**DIRECTIVE**
Each line below that contains "React" counts once; report the total and nothing more.

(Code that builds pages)
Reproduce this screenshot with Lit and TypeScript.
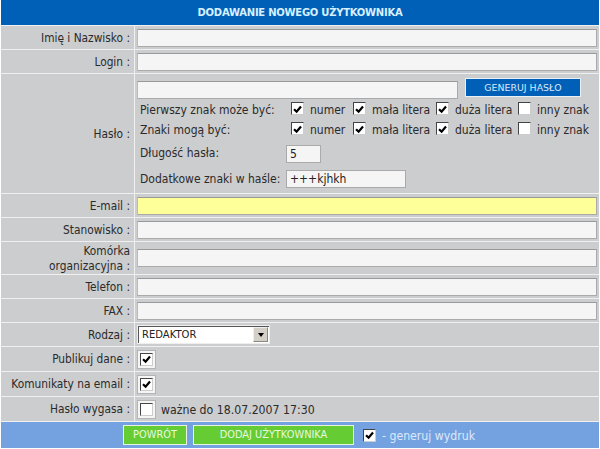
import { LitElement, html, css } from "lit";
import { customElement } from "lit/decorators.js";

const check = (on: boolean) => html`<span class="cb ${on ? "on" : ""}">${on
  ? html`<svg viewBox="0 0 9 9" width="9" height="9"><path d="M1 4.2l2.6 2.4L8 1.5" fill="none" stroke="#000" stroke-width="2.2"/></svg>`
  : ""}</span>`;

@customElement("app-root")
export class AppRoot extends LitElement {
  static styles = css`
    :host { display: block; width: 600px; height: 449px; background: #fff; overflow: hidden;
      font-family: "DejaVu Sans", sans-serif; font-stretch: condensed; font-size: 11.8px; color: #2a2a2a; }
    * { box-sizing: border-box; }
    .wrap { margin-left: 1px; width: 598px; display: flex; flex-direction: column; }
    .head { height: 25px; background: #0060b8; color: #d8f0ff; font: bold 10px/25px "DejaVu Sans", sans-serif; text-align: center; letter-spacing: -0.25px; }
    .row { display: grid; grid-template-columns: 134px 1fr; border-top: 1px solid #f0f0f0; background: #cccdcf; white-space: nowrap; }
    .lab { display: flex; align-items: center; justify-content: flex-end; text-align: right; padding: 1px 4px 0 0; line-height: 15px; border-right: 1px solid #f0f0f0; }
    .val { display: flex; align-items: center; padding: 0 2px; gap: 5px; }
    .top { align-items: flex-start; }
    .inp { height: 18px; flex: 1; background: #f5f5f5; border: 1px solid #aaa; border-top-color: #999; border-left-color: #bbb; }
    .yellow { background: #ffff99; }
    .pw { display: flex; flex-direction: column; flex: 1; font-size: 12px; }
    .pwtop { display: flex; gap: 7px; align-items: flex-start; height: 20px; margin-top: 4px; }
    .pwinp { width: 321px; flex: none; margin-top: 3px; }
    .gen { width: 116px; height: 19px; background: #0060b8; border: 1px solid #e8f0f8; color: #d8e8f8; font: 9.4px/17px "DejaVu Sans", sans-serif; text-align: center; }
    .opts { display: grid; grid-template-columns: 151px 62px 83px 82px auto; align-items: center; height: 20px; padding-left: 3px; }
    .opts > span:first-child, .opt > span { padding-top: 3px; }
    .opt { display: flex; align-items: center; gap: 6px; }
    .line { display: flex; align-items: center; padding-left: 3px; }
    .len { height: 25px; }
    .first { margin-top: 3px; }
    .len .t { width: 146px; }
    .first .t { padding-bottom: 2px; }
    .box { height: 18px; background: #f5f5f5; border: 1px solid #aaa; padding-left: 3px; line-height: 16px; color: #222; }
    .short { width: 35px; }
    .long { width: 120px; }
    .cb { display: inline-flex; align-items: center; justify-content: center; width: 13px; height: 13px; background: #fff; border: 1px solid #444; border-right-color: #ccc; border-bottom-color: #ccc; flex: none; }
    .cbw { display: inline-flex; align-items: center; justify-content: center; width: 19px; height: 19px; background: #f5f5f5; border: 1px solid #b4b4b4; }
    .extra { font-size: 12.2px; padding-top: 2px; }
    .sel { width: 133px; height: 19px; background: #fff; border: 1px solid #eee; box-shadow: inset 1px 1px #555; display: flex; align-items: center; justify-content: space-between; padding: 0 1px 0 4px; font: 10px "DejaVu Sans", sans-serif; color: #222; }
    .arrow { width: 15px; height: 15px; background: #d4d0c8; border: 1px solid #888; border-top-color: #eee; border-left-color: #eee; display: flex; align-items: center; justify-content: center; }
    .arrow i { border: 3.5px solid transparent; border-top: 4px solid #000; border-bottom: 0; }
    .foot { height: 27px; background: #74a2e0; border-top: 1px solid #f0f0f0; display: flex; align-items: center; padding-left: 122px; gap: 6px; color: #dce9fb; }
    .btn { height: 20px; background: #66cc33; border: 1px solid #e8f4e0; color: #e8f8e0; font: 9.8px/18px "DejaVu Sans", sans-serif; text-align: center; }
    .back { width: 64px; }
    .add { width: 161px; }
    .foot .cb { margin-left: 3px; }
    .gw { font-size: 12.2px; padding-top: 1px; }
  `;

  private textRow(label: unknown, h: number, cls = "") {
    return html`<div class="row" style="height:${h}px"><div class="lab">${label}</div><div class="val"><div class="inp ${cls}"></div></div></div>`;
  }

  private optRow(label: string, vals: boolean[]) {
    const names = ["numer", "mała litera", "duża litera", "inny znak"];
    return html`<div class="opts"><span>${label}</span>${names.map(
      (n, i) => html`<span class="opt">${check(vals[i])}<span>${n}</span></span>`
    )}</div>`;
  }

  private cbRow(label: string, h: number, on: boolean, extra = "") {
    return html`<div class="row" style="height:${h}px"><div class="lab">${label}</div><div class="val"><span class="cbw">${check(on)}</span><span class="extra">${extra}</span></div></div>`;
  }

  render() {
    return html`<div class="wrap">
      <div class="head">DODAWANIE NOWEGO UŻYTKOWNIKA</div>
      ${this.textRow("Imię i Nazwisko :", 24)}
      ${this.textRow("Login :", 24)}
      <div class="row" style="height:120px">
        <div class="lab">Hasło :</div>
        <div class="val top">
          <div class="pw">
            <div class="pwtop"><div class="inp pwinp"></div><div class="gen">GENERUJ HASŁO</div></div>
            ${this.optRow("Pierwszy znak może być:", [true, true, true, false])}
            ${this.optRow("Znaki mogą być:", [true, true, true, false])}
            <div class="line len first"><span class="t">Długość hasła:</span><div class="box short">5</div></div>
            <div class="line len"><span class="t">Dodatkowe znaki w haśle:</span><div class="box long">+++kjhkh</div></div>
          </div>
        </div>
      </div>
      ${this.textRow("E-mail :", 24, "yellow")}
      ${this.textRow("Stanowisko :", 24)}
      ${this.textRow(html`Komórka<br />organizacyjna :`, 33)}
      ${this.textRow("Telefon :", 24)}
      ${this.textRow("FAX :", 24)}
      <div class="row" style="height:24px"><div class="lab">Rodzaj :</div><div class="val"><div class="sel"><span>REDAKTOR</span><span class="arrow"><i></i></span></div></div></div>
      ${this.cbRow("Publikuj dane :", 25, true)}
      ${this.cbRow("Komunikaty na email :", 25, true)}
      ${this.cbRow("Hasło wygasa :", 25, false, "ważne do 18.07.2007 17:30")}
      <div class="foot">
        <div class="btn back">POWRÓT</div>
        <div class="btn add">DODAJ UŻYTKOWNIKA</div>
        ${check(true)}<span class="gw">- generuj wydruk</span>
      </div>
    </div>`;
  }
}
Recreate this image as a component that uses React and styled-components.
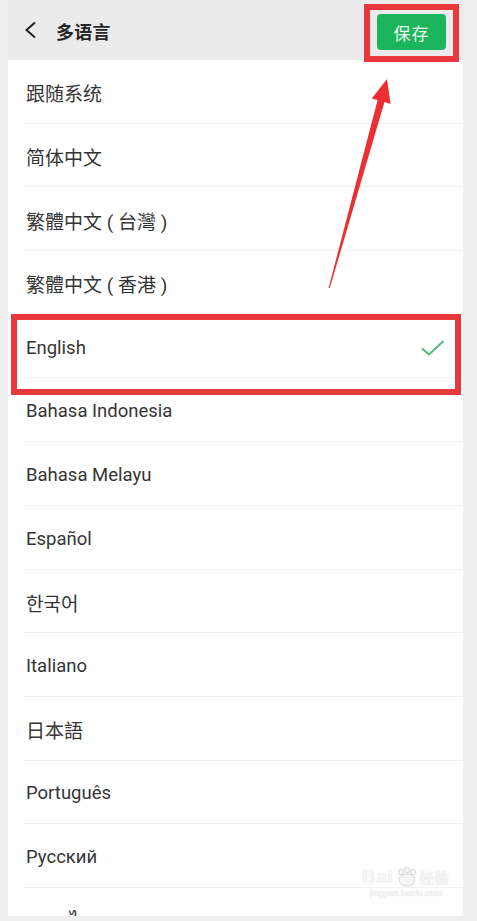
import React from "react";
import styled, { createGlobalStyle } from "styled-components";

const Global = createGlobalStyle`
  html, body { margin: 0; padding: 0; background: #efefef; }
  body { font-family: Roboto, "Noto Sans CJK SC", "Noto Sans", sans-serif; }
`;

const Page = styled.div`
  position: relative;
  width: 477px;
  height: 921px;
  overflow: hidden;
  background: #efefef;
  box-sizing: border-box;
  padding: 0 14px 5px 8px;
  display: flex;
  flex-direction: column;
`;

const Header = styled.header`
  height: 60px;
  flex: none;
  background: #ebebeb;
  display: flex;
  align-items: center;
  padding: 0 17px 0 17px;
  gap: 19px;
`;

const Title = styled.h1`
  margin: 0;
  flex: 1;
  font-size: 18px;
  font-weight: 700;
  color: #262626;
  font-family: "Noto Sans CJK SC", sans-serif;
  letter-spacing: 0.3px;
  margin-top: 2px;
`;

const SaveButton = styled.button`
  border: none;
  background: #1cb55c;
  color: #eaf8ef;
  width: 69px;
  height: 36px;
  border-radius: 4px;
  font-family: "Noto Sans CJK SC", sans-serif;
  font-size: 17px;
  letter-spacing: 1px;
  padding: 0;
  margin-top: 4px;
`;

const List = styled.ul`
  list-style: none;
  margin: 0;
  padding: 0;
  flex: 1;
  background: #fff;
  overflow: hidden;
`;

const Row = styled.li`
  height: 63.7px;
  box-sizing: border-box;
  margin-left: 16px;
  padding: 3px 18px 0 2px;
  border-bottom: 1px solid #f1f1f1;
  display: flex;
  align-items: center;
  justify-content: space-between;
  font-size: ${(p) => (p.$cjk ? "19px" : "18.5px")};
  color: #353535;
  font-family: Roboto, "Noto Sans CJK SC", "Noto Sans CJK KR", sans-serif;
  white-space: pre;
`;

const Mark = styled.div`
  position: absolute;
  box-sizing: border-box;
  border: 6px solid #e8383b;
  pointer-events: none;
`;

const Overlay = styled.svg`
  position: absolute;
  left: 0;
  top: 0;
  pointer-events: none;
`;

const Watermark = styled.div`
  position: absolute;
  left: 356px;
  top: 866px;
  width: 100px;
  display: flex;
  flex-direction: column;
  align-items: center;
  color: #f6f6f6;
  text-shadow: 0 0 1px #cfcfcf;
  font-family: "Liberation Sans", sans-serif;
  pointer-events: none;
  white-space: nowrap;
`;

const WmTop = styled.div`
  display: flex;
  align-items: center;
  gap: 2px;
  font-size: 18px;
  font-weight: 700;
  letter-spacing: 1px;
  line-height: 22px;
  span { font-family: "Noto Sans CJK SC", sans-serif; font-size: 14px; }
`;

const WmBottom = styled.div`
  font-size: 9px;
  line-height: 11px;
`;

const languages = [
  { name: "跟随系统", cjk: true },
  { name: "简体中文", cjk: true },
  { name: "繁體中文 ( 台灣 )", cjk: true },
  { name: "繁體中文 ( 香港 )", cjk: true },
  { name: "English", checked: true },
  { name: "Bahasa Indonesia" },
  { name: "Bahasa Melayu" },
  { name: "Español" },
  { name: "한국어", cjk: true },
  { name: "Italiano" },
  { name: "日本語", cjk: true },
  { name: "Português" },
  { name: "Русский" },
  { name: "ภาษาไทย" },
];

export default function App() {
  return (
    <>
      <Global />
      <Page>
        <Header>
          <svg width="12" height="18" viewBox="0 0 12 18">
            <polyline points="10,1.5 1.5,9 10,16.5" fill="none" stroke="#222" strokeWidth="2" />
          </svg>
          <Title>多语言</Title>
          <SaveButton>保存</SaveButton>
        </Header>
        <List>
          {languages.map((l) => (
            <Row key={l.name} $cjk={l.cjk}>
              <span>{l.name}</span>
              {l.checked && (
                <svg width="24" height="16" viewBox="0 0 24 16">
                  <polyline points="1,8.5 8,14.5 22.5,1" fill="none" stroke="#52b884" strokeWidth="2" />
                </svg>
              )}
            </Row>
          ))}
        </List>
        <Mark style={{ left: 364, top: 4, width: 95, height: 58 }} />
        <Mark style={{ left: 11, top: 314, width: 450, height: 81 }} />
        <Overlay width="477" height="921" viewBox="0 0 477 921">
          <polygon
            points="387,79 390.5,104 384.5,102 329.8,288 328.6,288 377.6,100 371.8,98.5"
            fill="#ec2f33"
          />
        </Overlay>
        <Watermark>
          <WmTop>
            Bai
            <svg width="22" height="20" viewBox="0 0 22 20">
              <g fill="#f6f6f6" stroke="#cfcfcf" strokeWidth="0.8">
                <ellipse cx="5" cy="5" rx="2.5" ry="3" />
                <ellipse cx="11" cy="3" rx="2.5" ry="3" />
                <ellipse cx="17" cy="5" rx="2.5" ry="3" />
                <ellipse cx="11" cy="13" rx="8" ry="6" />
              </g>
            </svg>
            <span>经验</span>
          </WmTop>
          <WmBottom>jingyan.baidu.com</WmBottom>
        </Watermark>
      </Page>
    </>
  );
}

**ANSWER**
2